It scarcely needs mentioning that of all of the Treasury of British Comics’ many collections over the last several years few were as eagerly anticipated or have had such a dedicated cult following as the various Misty volumes. The short-lived but hugely influential British girls comic of the late ‘70s/early ‘80s celebrated its 45th anniversary in 2023. and to celebrate Rebellion have published a very handsome compilation of classic strips as a select representation of the weekly’s output. Misty: 45 Years of Fear, the Essential Collection brings together four well-regarded serials, a number of short stories, and some of the original material revival strips from the Misty/Scream! Specials of the last few years.
Before considering the work collected here it is important to mention the aesthetic appeal of this hardcover. Designed by Gemma Sheldrake, 45 Years of Fear includes introductory essays to each section by comics commentary luminaries like Dr. Julia Round (author of Gothic for Girls: Misty and British Comics, the 2019 Broken Frontier Award winner for Best Book on Comics), David Roach, Chloe Maveal, Claire Napier and Karl Stock. This isn’t simply a compilation of beautifully restored comics craft, it is also a loving appreciation of the material herein, with plenty of insightful context provided for those interested in the historical backdrop of these comics.

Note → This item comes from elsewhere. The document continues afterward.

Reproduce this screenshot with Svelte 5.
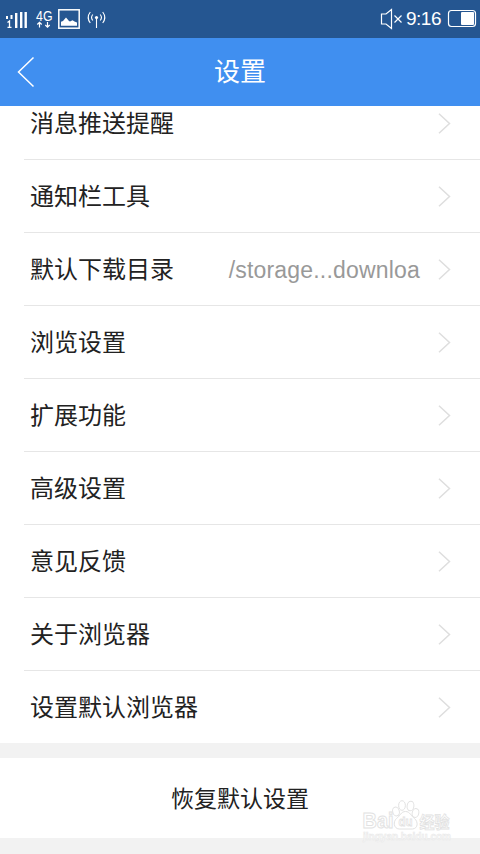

‘Moonchild’ by Pat Mills and John Armstrong
The stories selected by editor Olivia Hicks are knowingly curated and indicative of Misty’s propensity for both inventive takes on the horror genre and its playful adoption of some the more standard subgenres of supernatural narrative. What does need to be noted though is that for those who have been picking up the Misty Treasury collections that around half of the material in 45 Years of Fear has already been reprinted in previous volumes. However, this is unsurprising given that the objective here is to showcase some of the very best stories from the comic’s two years or so of publication. and presumably to appeal to a wider audience than simply nostalgists and hardcore fans.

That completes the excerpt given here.